Banks is the House’s answer to Marco Rubio, in that he has courted a Star Wars cantina of ascendant intellectual voices and tendencies on the political right, in the hopes of being seen if not as an intellectual outright himself then certainly as an able standard-bearer for their views, whatever those are.
Since taking over the RSC in January…
Here, in May, Banks was speaking to conservative intellectual hothouse, the Claremont Institute. Here’s word of his consultations with Mike Pompeo on Iran policy (concerning stuff for many foreign policy restrainers). Banks has also cultivated a Pompeo frenemy and potential 2024 rival, former national security advisor Robert C. O’Brien, retaining him for consult after President Biden’s controversial withdrawal from Afghanistan. Foreign Policy recently dubbed O’Brien an “Obi-Wan Kenobi of sorts for young Republicans,” given his close consults with candidates on foreign policy, and Banks has certainly tried to follow his lead, appearing on the Zoomer conservative e-show put out by American Moment, where the plausible future speaker was called “the Indiana man with a plan.” Banks even hosted Gingrich himself recently, who is hocking some sort of new “Contract with America.” A Republican congressional candidate told me over the weekend: He thinks Banks is the guy.
The second, major McCarthy alternative is…well-known.
“I would love to see the gavel go from Nancy Pelosi to Donald Trump,” former White House Chief of Staff Mark Meadows told former White House chief strategist Steve Bannon on Bannon's “War Room” show. “You talk about melting down … people would go crazy … As you know, you don't have to be an elected member of Congress to be the speaker.
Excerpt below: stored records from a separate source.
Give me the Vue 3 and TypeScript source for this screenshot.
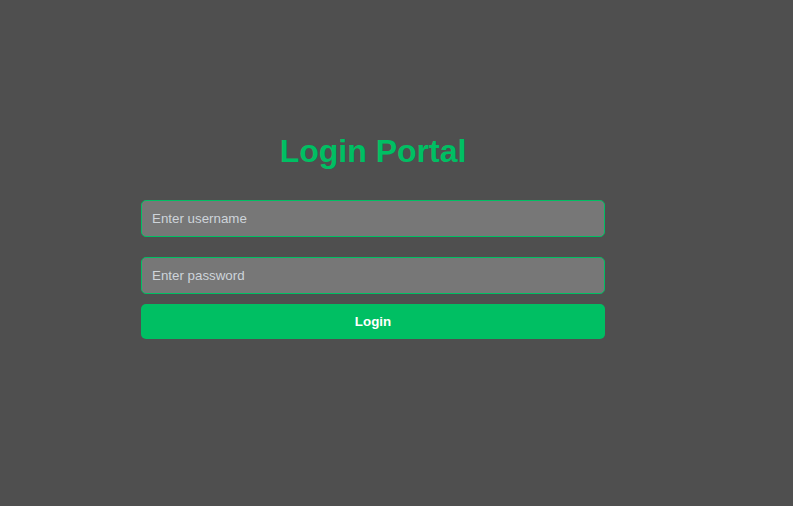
<script setup lang="ts">
import { ref } from 'vue'

const username = ref('')
const password = ref('')
</script>

<template>
  <main class="page">
    <form class="login" @submit.prevent>
      <h1>Login Portal</h1>
      <div class="fields">
        <input v-model="username" class="field" type="text" placeholder="Enter username" aria-label="Username" />
        <input v-model="password" class="field" type="password" placeholder="Enter password" aria-label="Password" />
      </div>
      <button type="submit">Login</button>
    </form>
  </main>
</template>

<style>
body {
  background: #4f4f4f;
}
</style>

<style scoped>
.page {
  box-sizing: border-box;
  min-height: 100vh;
  padding: 133px 188px 40px 141px;
  font-family: "Liberation Sans", Arial, sans-serif;
}

.login {
  display: flex;
  flex-direction: column;
}

h1 {
  margin: 0 0 30px;
  color: #00bf63;
  font-size: 32px;
  line-height: 37px;
  text-align: center;
}

.fields {
  display: flex;
  flex-direction: column;
  gap: 20px;
  margin-bottom: 10px;
}

.field {
  padding: 10px;
  border: 1px solid #00bf63;
  border-radius: 5px;
  outline: none;
  background: #777777;
  color: #ffffff;
  font-family: inherit;
}

.field::placeholder {
  color: #ced4da;
}

button {
  padding: 10px;
  border: 0;
  border-radius: 5px;
  background: #00bf63;
  color: #ffffff;
  font-family: inherit;
  font-weight: bold;
  cursor: pointer;
}
</style>
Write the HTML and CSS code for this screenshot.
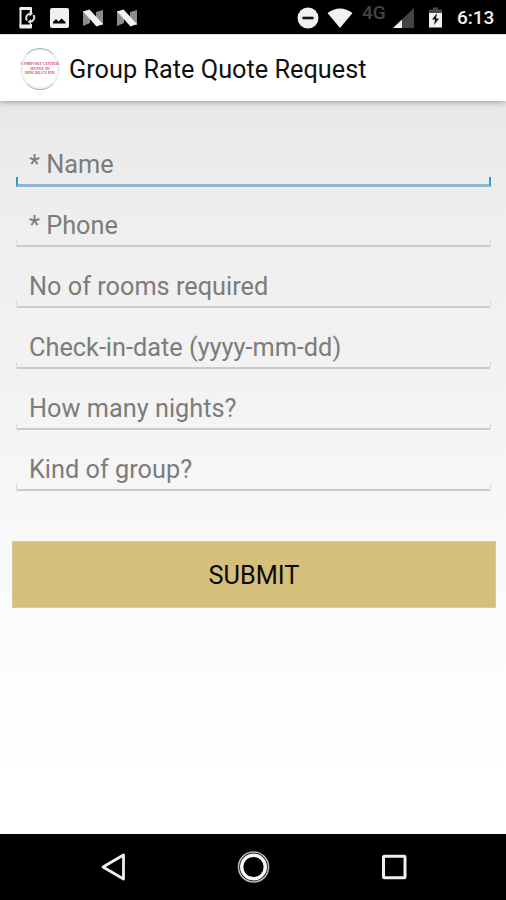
FILE: index.html
```html
<!DOCTYPE html>
<html lang="en">
<head>
<meta charset="UTF-8">
<meta name="viewport" content="width=device-width, initial-scale=1">
<title>Group Rate Quote Request</title>
<link rel="stylesheet" href="styles.css">
</head>
<body>

<div class="status">
	<div class="status_left">
		<!-- phone sync -->
		<svg width="18" height="24" viewBox="0 0 18 24">
			<path d="M13 7V3H2.500V20.500H13V18" fill="none" stroke="#f0f0f0" stroke-width="2" stroke-linejoin="round"/>
			<path d="M2.500 1H13Q14 1 14 2V4H1.500V2Q1.500 1 2.500 1ZM1.500 18.500H14V21.500Q14 22.500 13 22.500H2.500Q1.500 22.500 1.500 21.500Z" fill="#f0f0f0"/>
			<path d="M9 14.500A4.300 4.300 0 0 1 12 7.700M15.500 9A4.300 4.300 0 0 1 12.500 15.700" fill="none" stroke="#dcdcdc" stroke-width="2"/>
			<path d="M11.500 5V10.500L15 7.700ZM13 13V18.500L9.500 15.700Z" fill="#dcdcdc"/>
		</svg>
		<!-- picture -->
		<svg width="19" height="20" viewBox="0 0 19 20">
			<rect width="19" height="20" rx="2" fill="#f0f0f0"/>
			<path d="M3 15.500V14L6 11L8.500 13.500L11.500 10.500L15.500 14V15.500Z" fill="#000"/>
		</svg>
		<svg class="nougat" width="22" height="18" viewBox="0 0 22 18">
			<path d="M1 2H8V14L1 17ZM14 3L21 1V16H14Z" fill="#8c8c8c"/>
			<path d="M1 2.500L7.500 0.500L21 15L14.500 17.500Z" fill="#f2f2f2"/>
		</svg>
		<svg class="nougat" width="22" height="18" viewBox="0 0 22 18">
			<path d="M1 2H8V14L1 17ZM14 3L21 1V16H14Z" fill="#8c8c8c"/>
			<path d="M1 2.500L7.500 0.500L21 15L14.500 17.500Z" fill="#f2f2f2"/>
		</svg>
	</div>
	<div class="status_right">
		<svg width="22" height="22" viewBox="0 0 22 22">
			<circle cx="11" cy="11" r="10.500" fill="#f0f0f0"/>
			<rect x="5.500" y="9.700" width="11" height="2.600" fill="#111"/>
		</svg>
		<svg class="wifi" width="26" height="20" viewBox="0 0 26 20">
			<path d="M0.500 5Q13 -4 25.500 5L13 20Z" fill="#f2f2f2"/>
		</svg>
		<span class="net">4G</span>
		<svg class="signal" width="21" height="20" viewBox="0 0 21 20">
			<path d="M0 20L21 0V20Z" fill="#444"/>
			<path d="M0 20L9 11.500V20Z" fill="#f2f2f2"/>
		</svg>
		<svg class="battery" width="15" height="21" viewBox="0 0 15 21">
			<path d="M5 0.500H10V2.500H14V6H1V2.500H5Z" fill="#4a4a4a"/>
			<path d="M1 6H14V20.500H1Z" fill="#f0f0f0"/>
			<path d="M9 6L4 12.500H7L6 18L11 11.500H8Z" fill="#111"/>
		</svg>
		<span class="clock">6:13</span>
	</div>
</div>

<div class="title_bar">
	<div class="logo">
		<span>COMFORT CENTER</span>
		<span>HOTEL IN</span>
		<span>HINCKLEY INN</span>
	</div>
	<h1>Group Rate Quote Request</h1>
</div>

<form class="quote">
	<label class="field focus"><input type="text" placeholder="* Name"></label>
	<label class="field"><input type="text" placeholder="* Phone"></label>
	<label class="field"><input type="text" placeholder="No of rooms required"></label>
	<label class="field"><input type="text" placeholder="Check-in-date (yyyy-mm-dd)"></label>
	<label class="field"><input type="text" placeholder="How many nights?"></label>
	<label class="field"><input type="text" placeholder="Kind of group?"></label>
	<button type="button" class="submit">SUBMIT</button>
</form>

<div class="nav">
	<svg width="34" height="34" viewBox="0 0 34 34">
		<path d="M27.500 5V29L7 17Z" fill="none" stroke="#f0f0f0" stroke-width="2.800" stroke-linejoin="round"/>
	</svg>
	<svg width="34" height="34" viewBox="0 0 34 34">
		<circle cx="16.500" cy="17" r="15" fill="none" stroke="#b5b5b5" stroke-width="1.600"/>
		<circle cx="16.500" cy="17" r="11.800" fill="none" stroke="#f5f5f5" stroke-width="3.400"/>
	</svg>
	<svg width="34" height="34" viewBox="0 0 34 34">
		<rect x="6.500" y="6.300" width="21.500" height="21.500" rx="1" fill="none" stroke="#f0f0f0" stroke-width="3"/>
	</svg>
</div>

</body>
</html>
```
FILE: styles.css
```css
* {
	box-sizing: border-box;
	margin: 0;
	padding: 0;
}
body {
	display: flex;
	flex-direction: column;
	width: 506px;
	height: 900px;
	font-family: Roboto, sans-serif;
	background: #fff;
	overflow: hidden;
}
svg {
	display: block;
	flex: none;
}

/* status bar */
.status {
	display: flex;
	justify-content: space-between;
	height: 34px;
	padding: 0 10px 0 18px;
	background: #000;
}
.status_left,
.status_right {
	display: flex;
	align-items: center;
	height: 35px;
}
.status_left {
	gap: 13px;
}
.status_left svg:first-child {
	margin-right: 1px;
}
.status_left .nougat + .nougat {
	margin-left: -1px;
}
.wifi {
	margin-left: 8px;
}
.net {
	width: 26px;
	margin: -9px 0 0 9px;
	color: #444;
	font-size: 19px;
	font-weight: 500;
	line-height: 20px;
}
.signal {
	margin-left: 5px;
}
.battery {
	margin-left: 14px;
}
.clock {
	width: 39px;
	margin: 1px 0 0 14px;
	color: #f2f2f2;
	font-size: 19px;
	font-weight: 500;
	line-height: 20px;
	white-space: nowrap;
}

/* title */
.title_bar {
	display: flex;
	align-items: center;
	height: 67px;
	padding: 2px 0 0 20px;
	background: #fff;
	border-top: 1px solid #ddd;
	box-shadow: 0 1px 6px rgba(0, 0, 0, .35);
	z-index: 1;
}
.logo {
	display: flex;
	flex-direction: column;
	align-items: center;
	justify-content: center;
	width: 40px;
	height: 42px;
	border: 1px solid #b5b5b5;
	border-left-color: #eee;
	border-right-color: #eee;
	border-radius: 50%;
	box-shadow: inset 0 0 3px #ccc;
	color: #e0405c;
	font-family: "Liberation Serif", serif;
	font-size: 4px;
	font-weight: bold;
	line-height: 4.5px;
	white-space: nowrap;
}
.title_bar h1 {
	margin: 1px 0 0 9px;
	color: #111;
	font-size: 25.3px;
	font-weight: 400;
	line-height: 31px;
	white-space: nowrap;
}

/* form */
.quote {
	flex: 1;
	padding: 25px 10px 0 12px;
	background: linear-gradient(#e8e8e8, #eee 14%, #f3f3f3 40%, #f8f8f8 58%, #fcfcfc 75%, #fff 92%);
}
.field {
	display: block;
	height: 61px;
	margin: 0 5px 0 4px;
	padding-top: 22px;
}
.field input {
	display: block;
	width: 100%;
	height: 32px;
	padding: 0 13px;
	border: 0;
	outline: 0;
	background: transparent;
	font-family: Roboto, sans-serif;
	font-size: 25.3px;
}
.field input::placeholder {
	color: #7c7c7c;
	opacity: 1;
}
.field::after {
	content: "";
	display: block;
	height: 5px;
	margin-top: -1px;
	border: 1px solid #dadada;
	border-top: 0;
	border-bottom: 2px solid #cbcbcb;
	border-radius: 0 0 2px 2px;
}
.field.focus::after {
	height: 7px;
	margin-top: -3px;
	border: 2px solid #3399c8;
	border-top: 0;
	border-bottom: 3px solid #8fb7d4;
	border-radius: 0;
}
.submit {
	display: block;
	width: 484px;
	height: 67px;
	margin-top: 49px;
	padding-top: 2px;
	border: 1px solid #dccb91;
	background: #d5bf7a;
	color: #0c0a05;
	font-family: Roboto, sans-serif;
	font-size: 25.3px;
}

/* navigation bar */
.nav {
	display: flex;
	justify-content: space-between;
	align-items: center;
	height: 66px;
	padding: 0 95px 0 96px;
	background: #000;
}
```
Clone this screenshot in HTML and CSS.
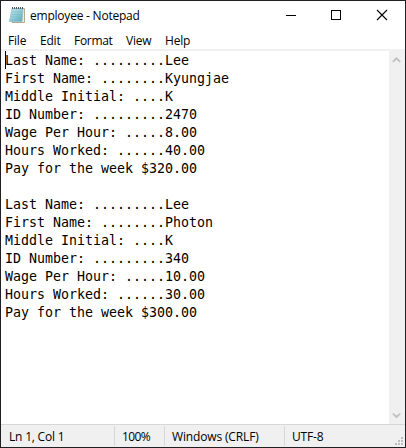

She would go from tearing up a speech to having to give the gavel to Donald Trump.”
One Republican insider summarized to me this week an emerging Washington political version of a law of absurdity: The presidents keep getting older, the outlandish keeps happening, and watch out, we would appear to be being borne back ceaselessly into the past.
Stranger things have happened than a Speaker Trump. There was President Trump.